CAMEROON – China’s U.N. ambassador on Monday urged stronger diplomatic efforts to resolve the confrontation in Myanmar since the Feb. 1 military coup, warning that further violence could lead to a chaotic situation “and even a civil war.”

Zhang Jun also warned that “any wrong handling” might lead to further tension in Myanmar.

The U.N. Security Council on Friday strongly backed calls by Southeast Asian nations for an immediate cessation of violence and talks as a first step toward a solution following the military coup in Myanmar that ousted civilian leader Aung San Suu Kyi and her party and reversed years of slow progress toward democracy.

The council again demanded the restoration of democracy and the release of all detainees including Suu Kyi and condemned the use of violence against peaceful protesters and the deaths of hundreds of civilians.

Zhang, who described Myanmar as “a friendly neighbor,” strongly backed diplomatic efforts by the Association of Southeast Asian Nations known as ASEAN and by U.N. special envoy for Myanmar Christine Schraner Burgener, and expressed hope they would produce results. He said “China is not in favor of imposing sanctions."

“We should really be creating a more favorable environment for bringing the country back to normal and finding a political solution through dialogues among the relevant political parties within the constitutional and legal framework,” he said.
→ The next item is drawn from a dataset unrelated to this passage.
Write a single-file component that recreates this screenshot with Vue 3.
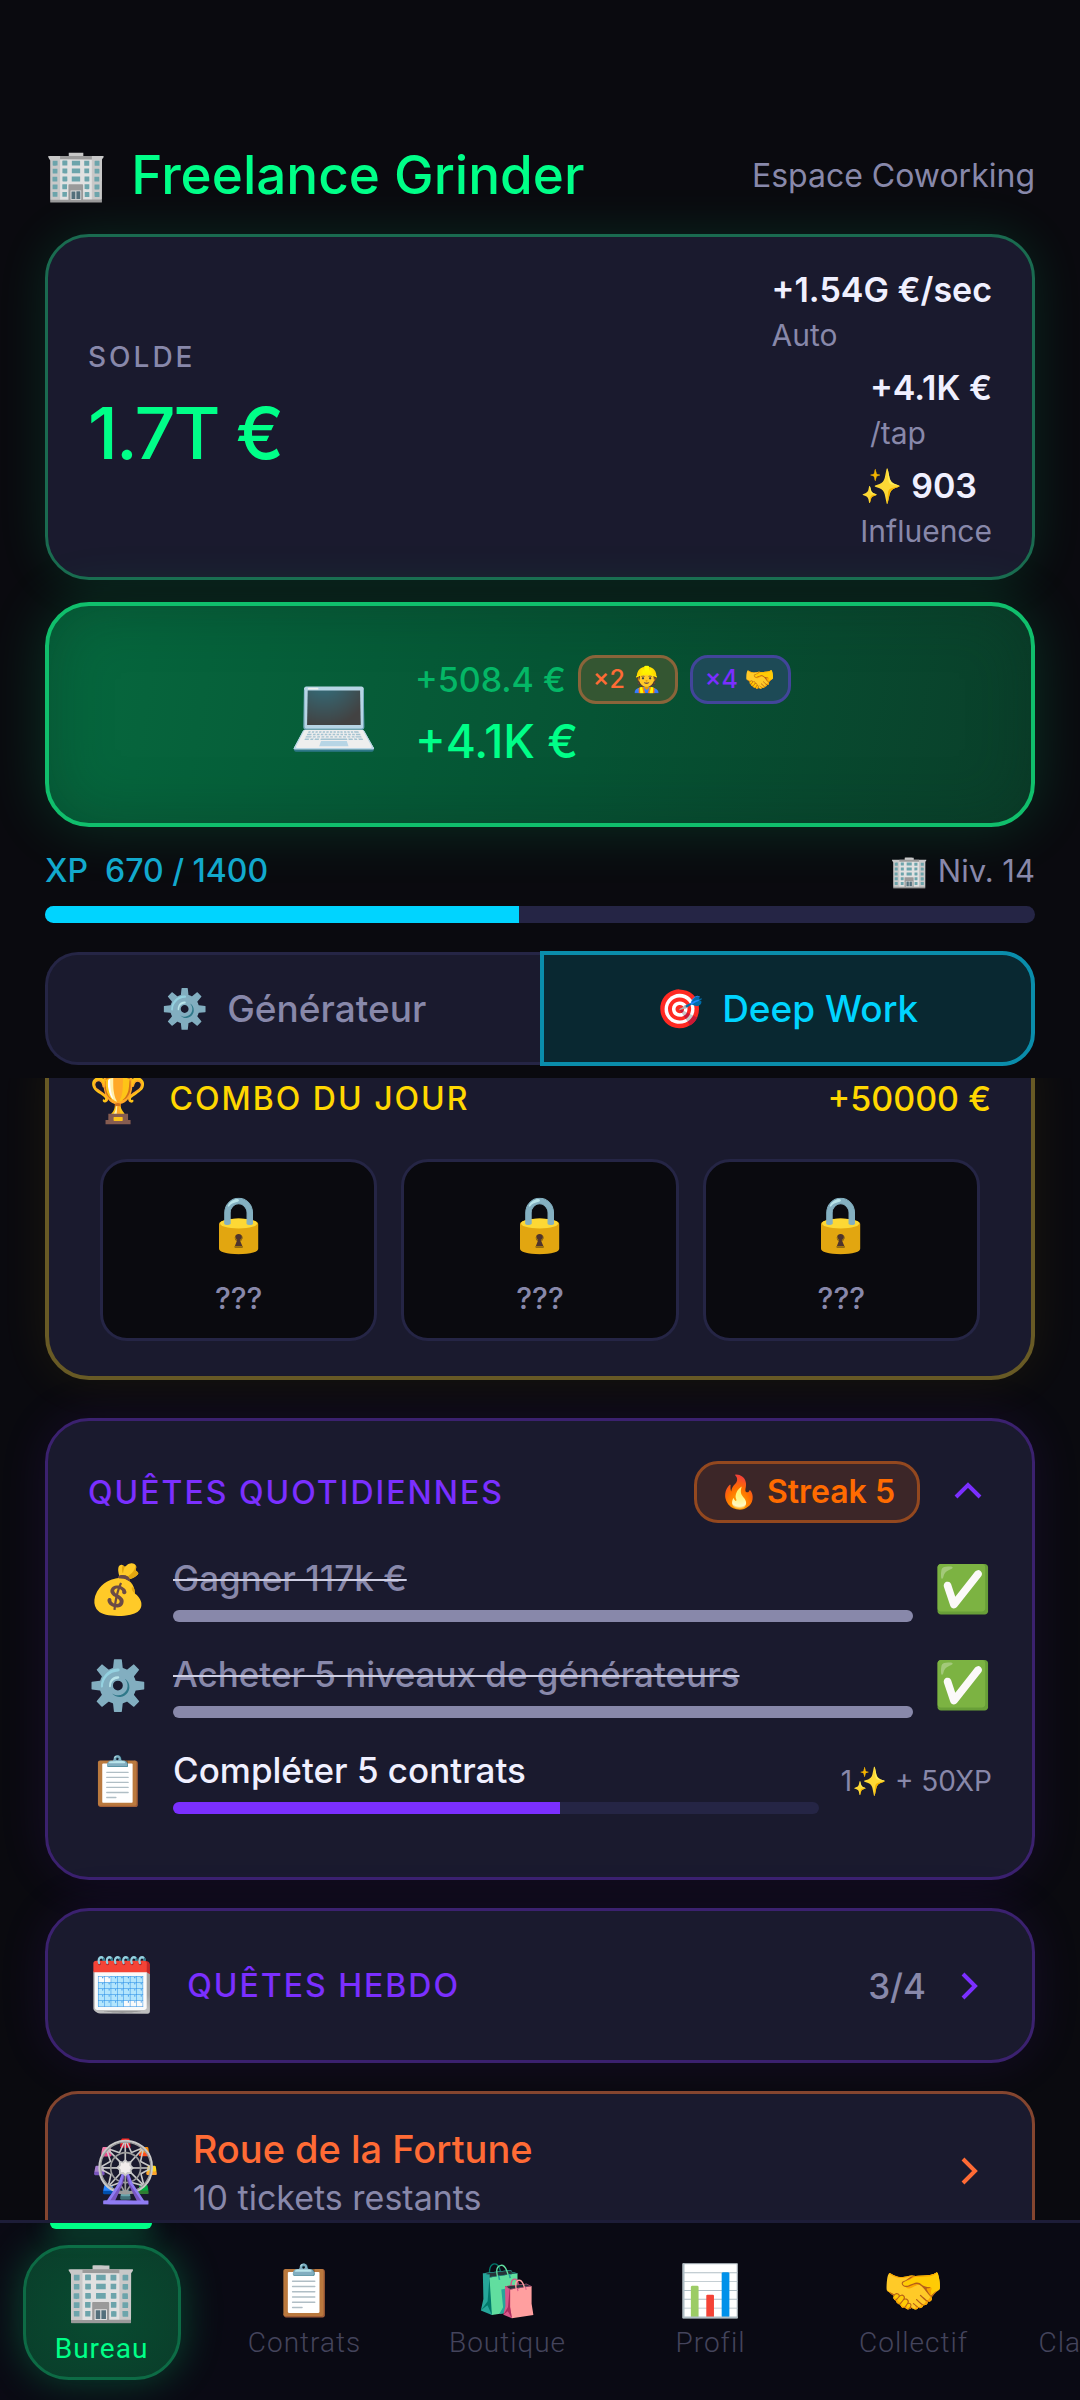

Myanmar for five decades had languished under strict military rule that led to international isolation and sanctions. As the generals loosened their grip, culminating in Suu Kyi’s rise to leadership in 2015 elections, the international community responded by lifting most sanctions and pouring investment into the country. The coup took place following November elections, which Suu Kyi’s party won overwhelmingly and the military contends was marred by fraud.

“It’s mainly an issue relating to the difference on the election,” Zhang said. “The political parties should be able to find a solution on that. So that’s why China prefers ... more diplomatic efforts.”